A photo of a Toyota lithium-ion battery for powering cars.
Credit: Toyota
Toyota is looking to improve on its existing range of lithium-ion batteries for powering cars.

Toyota’s research arm, the Toyota Research Institute, will invest about $35 million over the next four years to develop advanced battery materials and fuel cell catalysts.

Toyota has been a leader in developing hybrid electric cars such as the Prius, but in the full-electric car market its battery technology trails that of Tesla. Toyota hopes to close the gap with research that merges computational materials modeling, new sources of experimental data, machine learning, and artificial intelligence.
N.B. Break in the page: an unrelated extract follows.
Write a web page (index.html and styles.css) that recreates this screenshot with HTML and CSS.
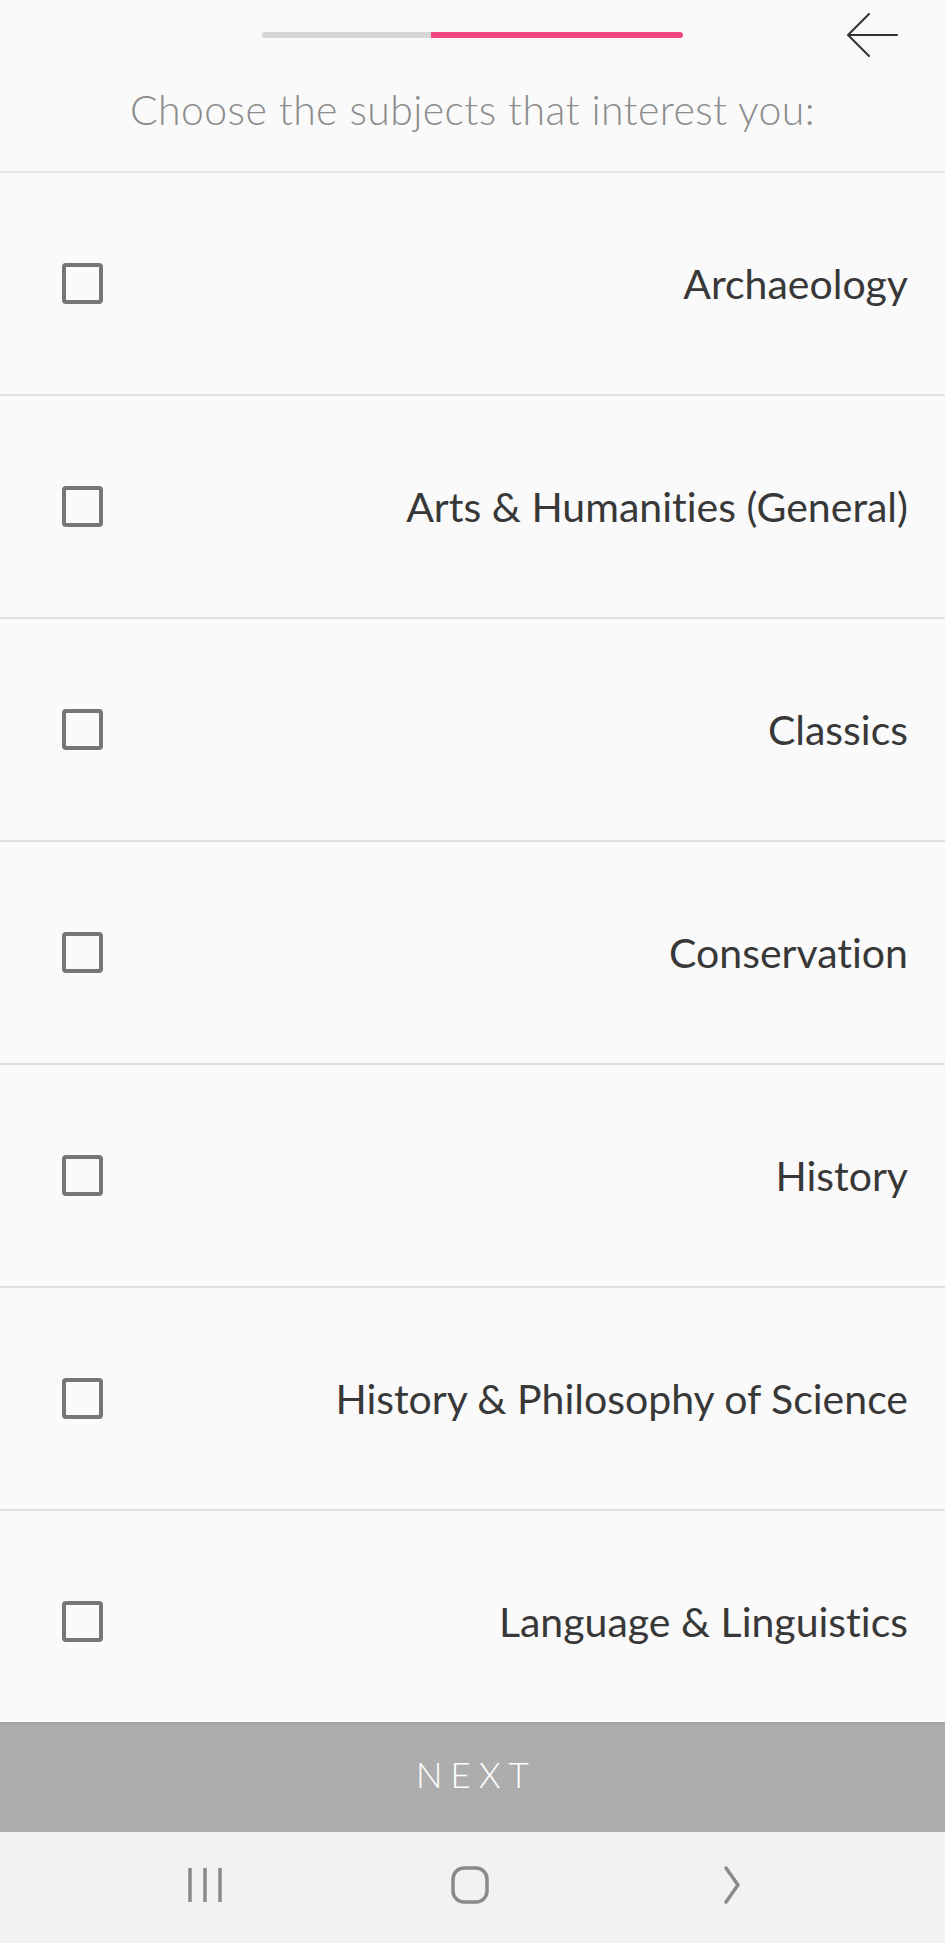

Its goal is to reduce the time it takes to develop new materials.

Toyota’s move to use computer technology for developing novel chemistries follows BASF’s recent decision to buy a supercomputer to accelerate research in fields such as catalysis.

Toyota will collaborate with Stanford University, Massachusetts Institute of Technology, the University of Michigan, the State University of New York at Buffalo, the University of Connecticut, and the British materials science company Ilika.

Ilika has been working with Toyota on solid-state batteries since 2008. The partners were recently granted a U.S. patent on a vapor deposition process for producing solid-state batteries directly from basic elements. Further joint patents in the field are pending, Ilika says.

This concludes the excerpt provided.